* Start Dataset excerpt *
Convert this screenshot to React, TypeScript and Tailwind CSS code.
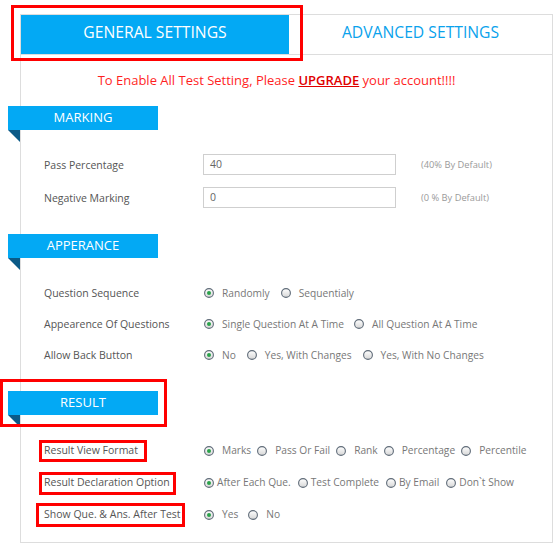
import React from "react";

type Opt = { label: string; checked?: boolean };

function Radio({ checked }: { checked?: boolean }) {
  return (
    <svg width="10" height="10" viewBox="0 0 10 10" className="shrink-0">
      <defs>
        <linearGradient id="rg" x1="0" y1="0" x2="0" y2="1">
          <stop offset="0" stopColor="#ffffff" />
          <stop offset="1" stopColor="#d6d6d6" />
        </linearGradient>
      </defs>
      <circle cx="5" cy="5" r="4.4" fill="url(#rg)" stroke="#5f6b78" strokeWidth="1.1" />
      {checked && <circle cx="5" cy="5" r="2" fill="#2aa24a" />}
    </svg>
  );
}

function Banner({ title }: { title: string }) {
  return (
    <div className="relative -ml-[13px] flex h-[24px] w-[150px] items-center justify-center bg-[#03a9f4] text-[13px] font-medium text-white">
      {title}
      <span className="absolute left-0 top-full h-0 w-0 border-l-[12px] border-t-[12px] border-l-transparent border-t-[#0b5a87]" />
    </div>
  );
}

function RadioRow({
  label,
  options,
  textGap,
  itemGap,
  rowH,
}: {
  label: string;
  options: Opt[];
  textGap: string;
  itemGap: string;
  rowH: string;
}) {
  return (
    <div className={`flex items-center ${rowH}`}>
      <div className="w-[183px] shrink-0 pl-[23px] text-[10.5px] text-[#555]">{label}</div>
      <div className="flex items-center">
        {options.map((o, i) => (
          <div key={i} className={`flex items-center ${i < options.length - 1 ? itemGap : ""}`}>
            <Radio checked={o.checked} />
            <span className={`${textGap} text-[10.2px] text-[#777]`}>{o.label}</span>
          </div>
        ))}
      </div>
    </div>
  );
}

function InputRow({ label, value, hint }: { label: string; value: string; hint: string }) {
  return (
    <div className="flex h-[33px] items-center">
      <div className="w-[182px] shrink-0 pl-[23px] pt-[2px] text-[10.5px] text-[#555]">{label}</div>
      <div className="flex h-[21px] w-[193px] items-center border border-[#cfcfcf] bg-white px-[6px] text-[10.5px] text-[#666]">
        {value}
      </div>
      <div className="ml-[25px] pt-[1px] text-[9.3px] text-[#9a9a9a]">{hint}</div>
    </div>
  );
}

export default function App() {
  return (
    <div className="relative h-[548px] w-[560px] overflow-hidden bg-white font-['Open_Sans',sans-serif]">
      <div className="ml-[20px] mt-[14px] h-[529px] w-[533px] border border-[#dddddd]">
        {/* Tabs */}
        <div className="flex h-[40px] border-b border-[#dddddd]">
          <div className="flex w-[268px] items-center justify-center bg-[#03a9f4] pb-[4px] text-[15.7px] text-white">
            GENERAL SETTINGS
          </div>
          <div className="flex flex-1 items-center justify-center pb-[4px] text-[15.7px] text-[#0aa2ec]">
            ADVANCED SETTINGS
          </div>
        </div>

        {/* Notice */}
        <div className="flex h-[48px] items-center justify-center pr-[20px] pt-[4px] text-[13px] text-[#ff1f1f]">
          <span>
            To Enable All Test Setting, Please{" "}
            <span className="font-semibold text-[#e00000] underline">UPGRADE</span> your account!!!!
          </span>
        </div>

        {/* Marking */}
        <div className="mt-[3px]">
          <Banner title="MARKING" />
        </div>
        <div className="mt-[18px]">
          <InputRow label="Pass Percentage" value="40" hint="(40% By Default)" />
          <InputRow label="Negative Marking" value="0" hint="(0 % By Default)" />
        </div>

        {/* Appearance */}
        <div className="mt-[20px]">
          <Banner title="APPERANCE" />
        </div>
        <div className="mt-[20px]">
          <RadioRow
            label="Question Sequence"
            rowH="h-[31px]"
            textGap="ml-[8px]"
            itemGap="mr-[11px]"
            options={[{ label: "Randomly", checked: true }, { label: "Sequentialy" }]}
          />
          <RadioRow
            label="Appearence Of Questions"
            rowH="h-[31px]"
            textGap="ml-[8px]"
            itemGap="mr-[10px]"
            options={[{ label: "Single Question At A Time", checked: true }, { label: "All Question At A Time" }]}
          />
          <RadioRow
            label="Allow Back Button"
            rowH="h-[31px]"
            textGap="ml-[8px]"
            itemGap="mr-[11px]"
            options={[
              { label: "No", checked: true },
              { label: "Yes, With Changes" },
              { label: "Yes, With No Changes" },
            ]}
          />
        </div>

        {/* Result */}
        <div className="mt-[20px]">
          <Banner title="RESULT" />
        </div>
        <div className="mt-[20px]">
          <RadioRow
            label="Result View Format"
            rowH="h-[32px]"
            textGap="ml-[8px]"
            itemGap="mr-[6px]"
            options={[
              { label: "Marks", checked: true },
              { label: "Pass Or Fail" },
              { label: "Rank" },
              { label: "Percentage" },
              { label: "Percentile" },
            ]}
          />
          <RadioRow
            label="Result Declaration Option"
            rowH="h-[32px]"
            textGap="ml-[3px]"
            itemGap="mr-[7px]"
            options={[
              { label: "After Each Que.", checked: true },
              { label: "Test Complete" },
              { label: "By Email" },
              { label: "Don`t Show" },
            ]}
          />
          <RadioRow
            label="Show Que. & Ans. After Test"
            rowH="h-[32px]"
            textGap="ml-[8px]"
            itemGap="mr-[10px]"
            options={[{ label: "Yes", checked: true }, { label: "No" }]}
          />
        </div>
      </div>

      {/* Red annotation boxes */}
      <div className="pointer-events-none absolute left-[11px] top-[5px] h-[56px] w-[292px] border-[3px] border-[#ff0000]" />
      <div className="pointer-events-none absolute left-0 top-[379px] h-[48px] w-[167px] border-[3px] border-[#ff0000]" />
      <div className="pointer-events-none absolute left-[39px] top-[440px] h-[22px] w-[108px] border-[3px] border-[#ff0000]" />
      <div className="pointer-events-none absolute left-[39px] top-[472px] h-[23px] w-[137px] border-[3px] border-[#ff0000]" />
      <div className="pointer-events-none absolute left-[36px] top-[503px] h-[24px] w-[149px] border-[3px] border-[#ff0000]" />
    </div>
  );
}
* End Dataset excerpt *
### Written exercise
Quote the data exactly, leaving every image out of the copy.

### Exercise answer
Convert this screenshot to React, TypeScript and Tailwind CSS code.
import React from "react";

type Opt = { label: string; checked?: boolean };

function Radio({ checked }: { checked?: boolean }) {
  return (
    <svg width="10" height="10" viewBox="0 0 10 10" className="shrink-0">
      <defs>
        <linearGradient id="rg" x1="0" y1="0" x2="0" y2="1">
          <stop offset="0" stopColor="#ffffff" />
          <stop offset="1" stopColor="#d6d6d6" />
        </linearGradient>
      </defs>
      <circle cx="5" cy="5" r="4.4" fill="url(#rg)" stroke="#5f6b78" strokeWidth="1.1" />
      {checked && <circle cx="5" cy="5" r="2" fill="#2aa24a" />}
    </svg>
  );
}

function Banner({ title }: { title: string }) {
  return (
    <div className="relative -ml-[13px] flex h-[24px] w-[150px] items-center justify-center bg-[#03a9f4] text-[13px] font-medium text-white">
      {title}
      <span className="absolute left-0 top-full h-0 w-0 border-l-[12px] border-t-[12px] border-l-transparent border-t-[#0b5a87]" />
    </div>
  );
}

function RadioRow({
  label,
  options,
  textGap,
  itemGap,
  rowH,
}: {
  label: string;
  options: Opt[];
  textGap: string;
  itemGap: string;
  rowH: string;
}) {
  return (
    <div className={`flex items-center ${rowH}`}>
      <div className="w-[183px] shrink-0 pl-[23px] text-[10.5px] text-[#555]">{label}</div>
      <div className="flex items-center">
        {options.map((o, i) => (
          <div key={i} className={`flex items-center ${i < options.length - 1 ? itemGap : ""}`}>
            <Radio checked={o.checked} />
            <span className={`${textGap} text-[10.2px] text-[#777]`}>{o.label}</span>
          </div>
        ))}
      </div>
    </div>
  );
}

function InputRow({ label, value, hint }: { label: string; value: string; hint: string }) {
  return (
    <div className="flex h-[33px] items-center">
      <div className="w-[182px] shrink-0 pl-[23px] pt-[2px] text-[10.5px] text-[#555]">{label}</div>
      <div className="flex h-[21px] w-[193px] items-center border border-[#cfcfcf] bg-white px-[6px] text-[10.5px] text-[#666]">
        {value}
      </div>
      <div className="ml-[25px] pt-[1px] text-[9.3px] text-[#9a9a9a]">{hint}</div>
    </div>
  );
}

export default function App() {
  return (
    <div className="relative h-[548px] w-[560px] overflow-hidden bg-white font-['Open_Sans',sans-serif]">
      <div className="ml-[20px] mt-[14px] h-[529px] w-[533px] border border-[#dddddd]">
        {/* Tabs */}
        <div className="flex h-[40px] border-b border-[#dddddd]">
          <div className="flex w-[268px] items-center justify-center bg-[#03a9f4] pb-[4px] text-[15.7px] text-white">
            GENERAL SETTINGS
          </div>
          <div className="flex flex-1 items-center justify-center pb-[4px] text-[15.7px] text-[#0aa2ec]">
            ADVANCED SETTINGS
          </div>
        </div>

        {/* Notice */}
        <div className="flex h-[48px] items-center justify-center pr-[20px] pt-[4px] text-[13px] text-[#ff1f1f]">
          <span>
            To Enable All Test Setting, Please{" "}
            <span className="font-semibold text-[#e00000] underline">UPGRADE</span> your account!!!!
          </span>
        </div>

        {/* Marking */}
        <div className="mt-[3px]">
          <Banner title="MARKING" />
        </div>
        <div className="mt-[18px]">
          <InputRow label="Pass Percentage" value="40" hint="(40% By Default)" />
          <InputRow label="Negative Marking" value="0" hint="(0 % By Default)" />
        </div>

        {/* Appearance */}
        <div className="mt-[20px]">
          <Banner title="APPERANCE" />
        </div>
        <div className="mt-[20px]">
          <RadioRow
            label="Question Sequence"
            rowH="h-[31px]"
            textGap="ml-[8px]"
            itemGap="mr-[11px]"
            options={[{ label: "Randomly", checked: true }, { label: "Sequentialy" }]}
          />
          <RadioRow
            label="Appearence Of Questions"
            rowH="h-[31px]"
            textGap="ml-[8px]"
            itemGap="mr-[10px]"
            options={[{ label: "Single Question At A Time", checked: true }, { label: "All Question At A Time" }]}
          />
          <RadioRow
            label="Allow Back Button"
            rowH="h-[31px]"
            textGap="ml-[8px]"
            itemGap="mr-[11px]"
            options={[
              { label: "No", checked: true },
              { label: "Yes, With Changes" },
              { label: "Yes, With No Changes" },
            ]}
          />
        </div>

        {/* Result */}
        <div className="mt-[20px]">
          <Banner title="RESULT" />
        </div>
        <div className="mt-[20px]">
          <RadioRow
            label="Result View Format"
            rowH="h-[32px]"
            textGap="ml-[8px]"
            itemGap="mr-[6px]"
            options={[
              { label: "Marks", checked: true },
              { label: "Pass Or Fail" },
              { label: "Rank" },
              { label: "Percentage" },
              { label: "Percentile" },
            ]}
          />
          <RadioRow
            label="Result Declaration Option"
            rowH="h-[32px]"
            textGap="ml-[3px]"
            itemGap="mr-[7px]"
            options={[
              { label: "After Each Que.", checked: true },
              { label: "Test Complete" },
              { label: "By Email" },
              { label: "Don`t Show" },
            ]}
          />
          <RadioRow
            label="Show Que. & Ans. After Test"
            rowH="h-[32px]"
            textGap="ml-[8px]"
            itemGap="mr-[10px]"
            options={[{ label: "Yes", checked: true }, { label: "No" }]}
          />
        </div>
      </div>

      {/* Red annotation boxes */}
      <div className="pointer-events-none absolute left-[11px] top-[5px] h-[56px] w-[292px] border-[3px] border-[#ff0000]" />
      <div className="pointer-events-none absolute left-0 top-[379px] h-[48px] w-[167px] border-[3px] border-[#ff0000]" />
      <div className="pointer-events-none absolute left-[39px] top-[440px] h-[22px] w-[108px] border-[3px] border-[#ff0000]" />
      <div className="pointer-events-none absolute left-[39px] top-[472px] h-[23px] w-[137px] border-[3px] border-[#ff0000]" />
      <div className="pointer-events-none absolute left-[36px] top-[503px] h-[24px] w-[149px] border-[3px] border-[#ff0000]" />
    </div>
  );
}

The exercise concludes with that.